In some situations, such as when joining two streams A and B, you must ensure though that the aggregation will operate on the same key to ensure that data from both streams are co-located in the same stream task -- which, again, is all about ensuring that the relevant input stream partitions and thus matching the keys (from A and B, respectively) are made available in the same stream task. A typical method you'd use here is selectKey(). Once that is done, Kafka Streams ensures that, for joining the two streams A and B as well as for creating the joined output stream, all values for the same key will be processed by the same stream task and thus the same application instance.
Example:
Stream A has key userId with value { georegion }.
Stream B has key georegion with value { continent, description }.
Joining two streams only works (as of Kafka 0.10.0) when both streams use the same key. In this example, this means that you must re-key (and thus re-partition) stream A so that the resulting key is changed from userId to georegion. Otherwise, as of Kafka 0.10, you can't join A and B because data is not co-located in the stream task that is responsible for actually performing the join.
In this example, you could re-key/re-partition stream A via:
// Kafka 0.10.0.x (latest stable release as of Sep 2016)
A.map((userId, georegion) -> KeyValue.pair(georegion, userId)).through("rekeyed-topic")
// Upcoming versions of Kafka (not released yet)
A.map((userId, georegion) -> KeyValue.pair(georegion, userId))
The through() call is only required in Kafka 0.10.0 to actually trigger re-partitioning, and later versions of Kafka will do these automatically for you (this upcoming functionality is already completed and available in Kafka trunk).
Is this something that a StateStore would be used for? Does Kafka manage this on its own or do I need to come up with a method?
In general, no. The behavior above is achieved through partitioning, not through state stores.
Sometimes state stores are involved because of the operations you have defined for a stream, which might explain why you were asking this question. For example, a windowing operation will require state to be managed, and thus a state store will be created behind the scenes. But your actual question -- "insuring that the resultant aggregations include all values for each key" -- has nothing to do with state stores, it's about the partitioning behavior.
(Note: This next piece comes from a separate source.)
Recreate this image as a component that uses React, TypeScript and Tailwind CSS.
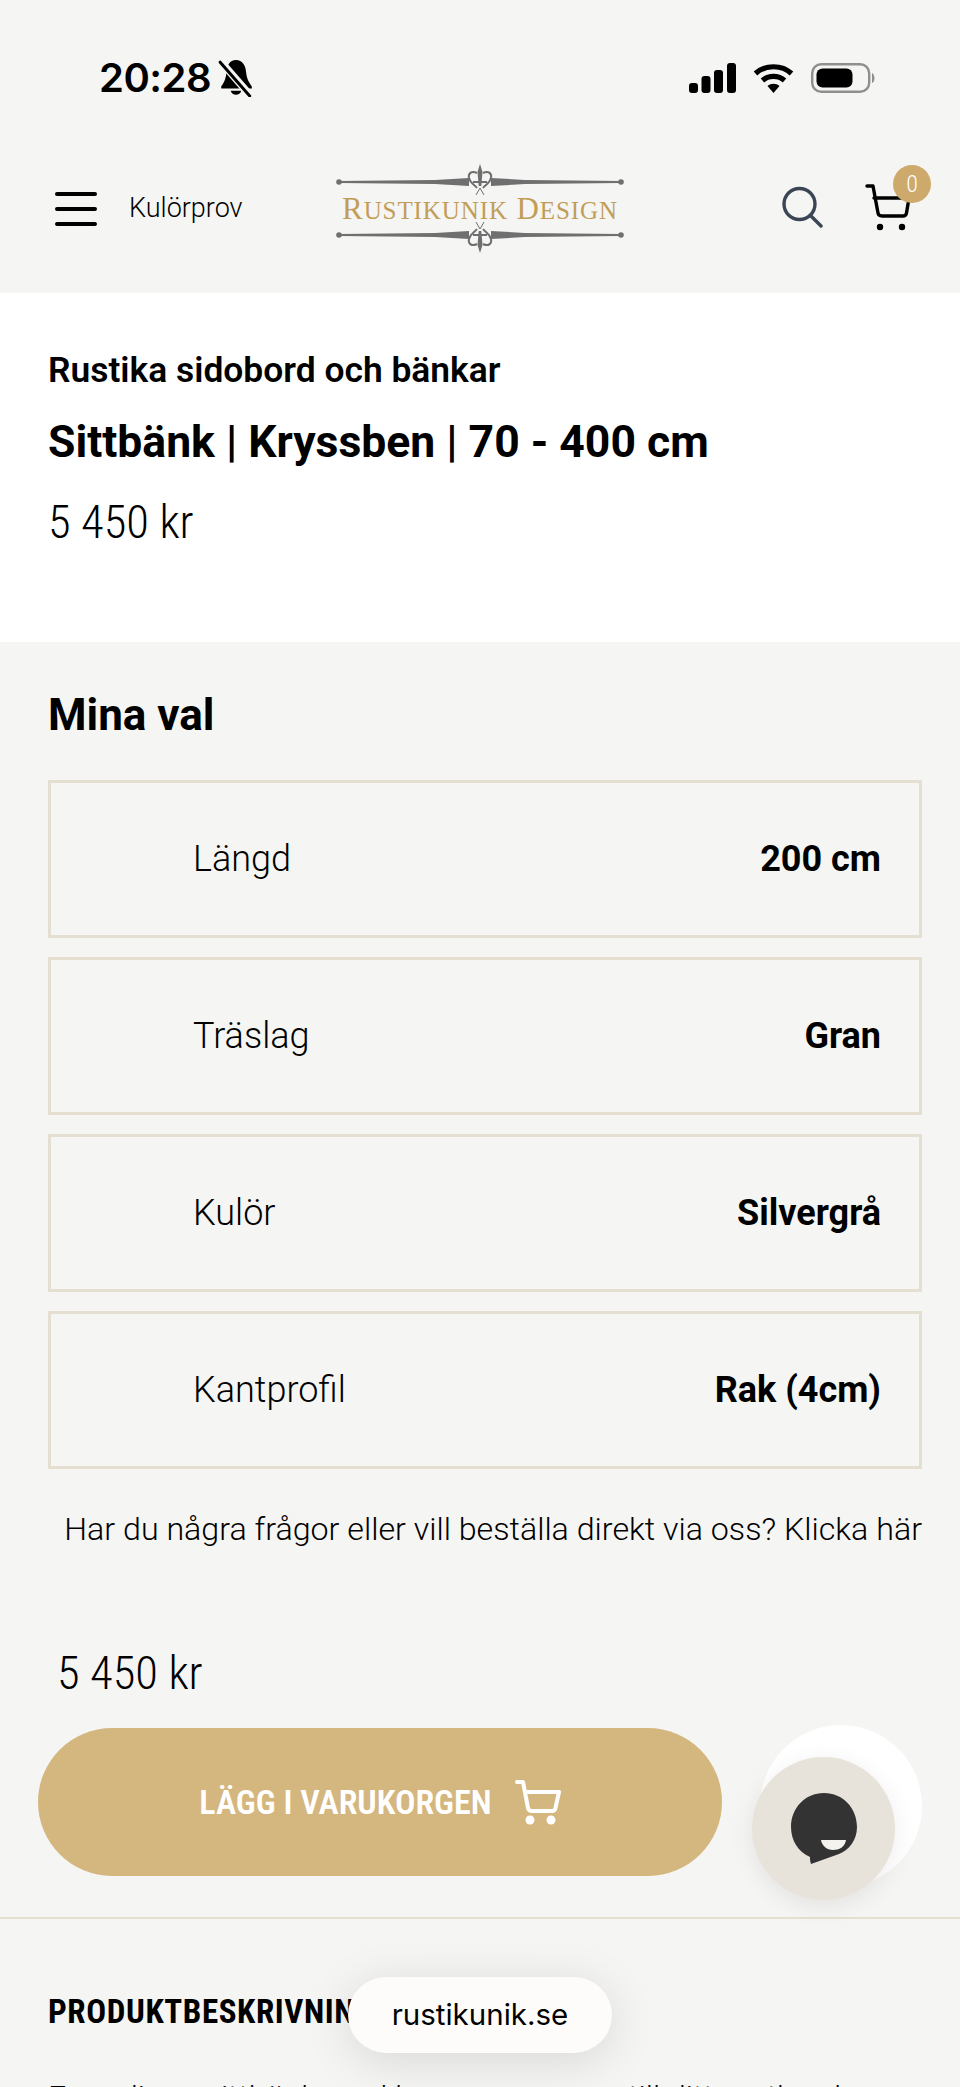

With worker instance, I assume you mean a Kafka Streams application instance, right? (Because there is no master/worker pattern in Kafka Streams -- it's a library and not a framework -- we do not use the term "worker".)
If you want to co-locate data per key, you need to partition the data by key. Thus, either your data is partitioned by key by your external producer when data gets written into a topic from the beginning on. Or you explicitly set a new key within Kafka Streams application (using for example selectKey() or map()) and re-distributed via a call to through().
(The explicit call to through() will not be necessary in future releases, ie, 0.10.1 and Kafka Streams will re-distribute records automatically if necessary.)
If messages/record should be partitioned, the key must not be null. You can also change the partitioning schema via producer configuration partitioner.class (see https://kafka.apache.org/documentation.html#producerconfigs).
Partitioning is completely independent from StateStores, even if StateStores are usually used on top of partitioned data.